The ruffian nodded. “I’ll take your word for it, sir.”
“Maybe they were headed for the river.” His scrawny partner scratched his neck.
The redneck nodded. “Or they is going to stow away on a steamboat headed up river.”
“Yeah, using a back trail to get there rather than the main road. They could follow this path to the river, then follow the bank back into town. They’ll probably try and sneak on tonight.”
“We’ll be waiting for them darkies. Come on, Jeb.”
The two headed back down the path. The sound of the barking hounds and the cursing men faded away. It was then I heard what sounded like a muffled sob come from the shack. I turned to Wendell. “Okay, what was that? That didn’t sound like a dead possum. Do you have slaves in there?”
“Of course not. Do you see any plantations around here? Most likely just an estranged wife and her lover meeting where the jealous husband would never think to look.”
“Then why didn’t you get up and let those crackers look?”
“Racists like that think all people of African descent look alike. Besides you know too well they would have had no qualms about dragging freemen into slavery.”
“You were helping the people hiding in here. You know we can’t help people when we are in the Field.”
“I did no such thing. I simply did
not help the bounty hunters. It was probably us that led the hounds here. The noise we made attracted them.
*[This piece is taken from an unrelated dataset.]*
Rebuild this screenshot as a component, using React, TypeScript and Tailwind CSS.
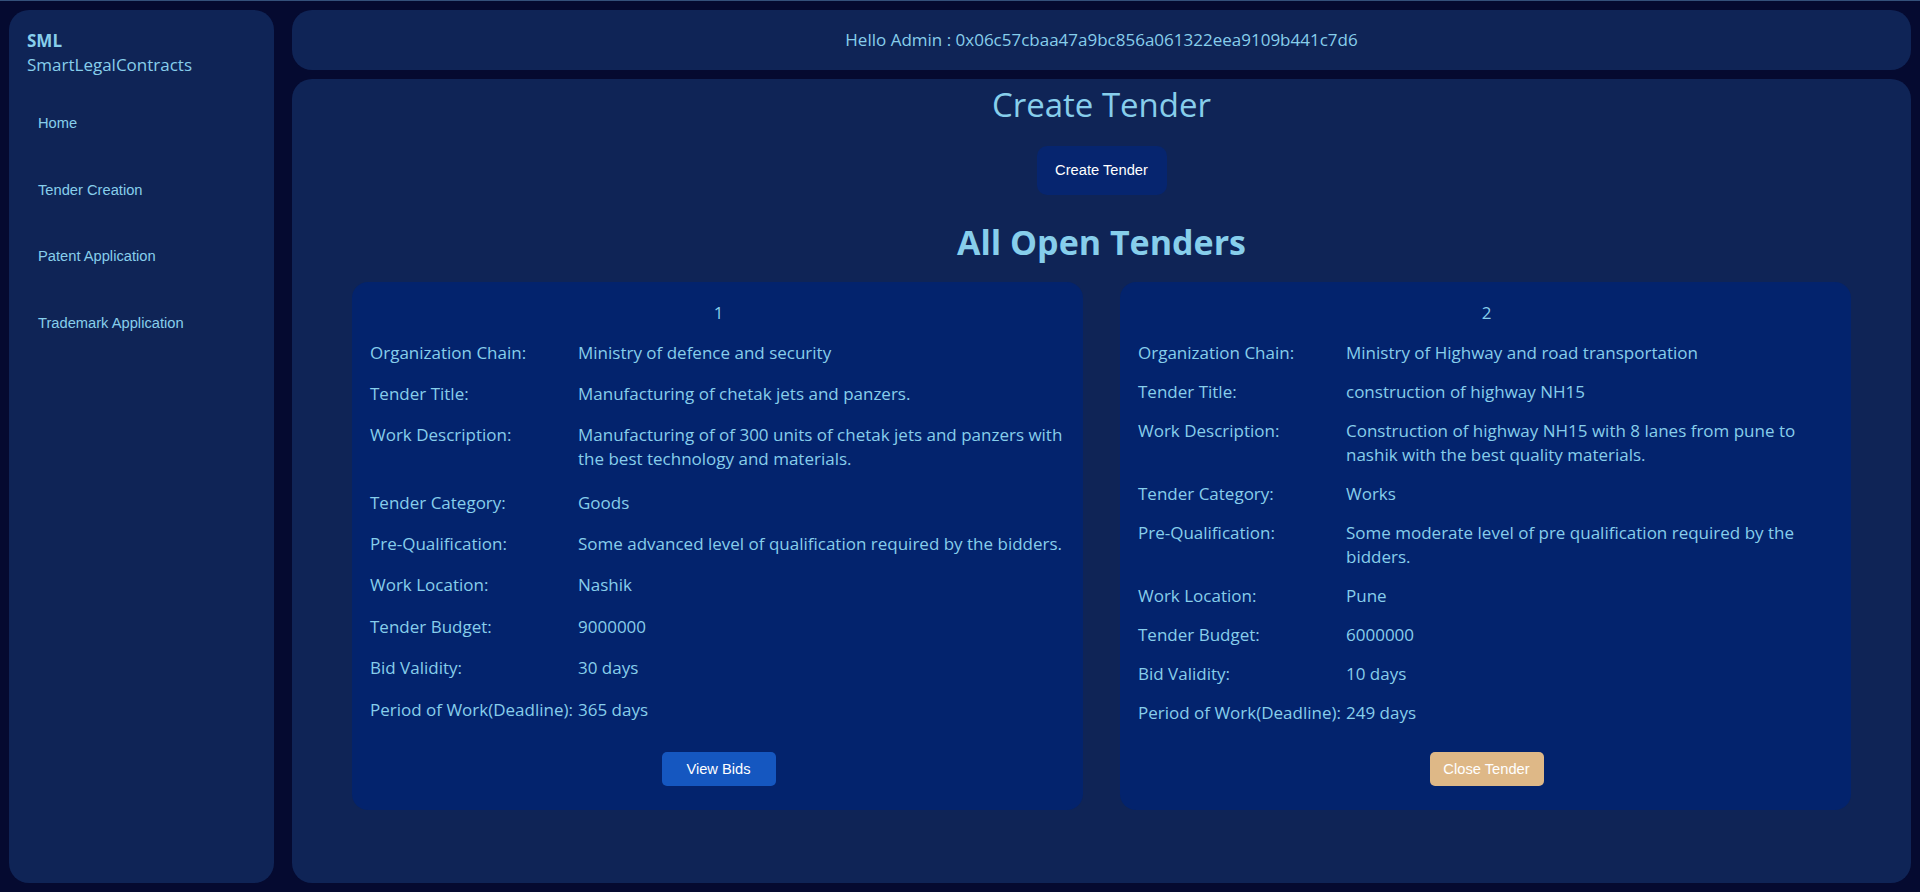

We would be the cause of these innocents folks being hauled away into slavery and changing their history. I, of course, could not allow that. That would be against the rules.”
“You never turned your ankle. That was a ruse to block the door and keep me out. Why didn’t you just tell me what was in there? I wouldn’t have told the slave hunters.”
Wendell studied me a moment. “You know we are not allowed to change anything. We need to make split-second decisions as to how we should proceed to have the least impact. If our ‘travel agents’ did not agree with my decision, I wanted you to be completely ignorant and innocent of any perceived poor judgment on my part.”
I stared at him with my mouth open. “Why, you were protecting me as much as these people, weren’t you?”
“That’s why I’m here, little brother. Besides I would hate to tell your mother I got you into trouble. She is a very nice lady, but I think she would thrash me to an inch of my life if I let her little boy come to harm. Big brothers have to look out for little brothers, now don’t they?”
A couple of months later, Dr. Wendell Howe would be the first temporal anthropologists to disappear. I don’t dwell on that. Whenever I think of Dr. Howe, I remember him leaned against that rotting door, with that poker-face of his and twinkle in his eye.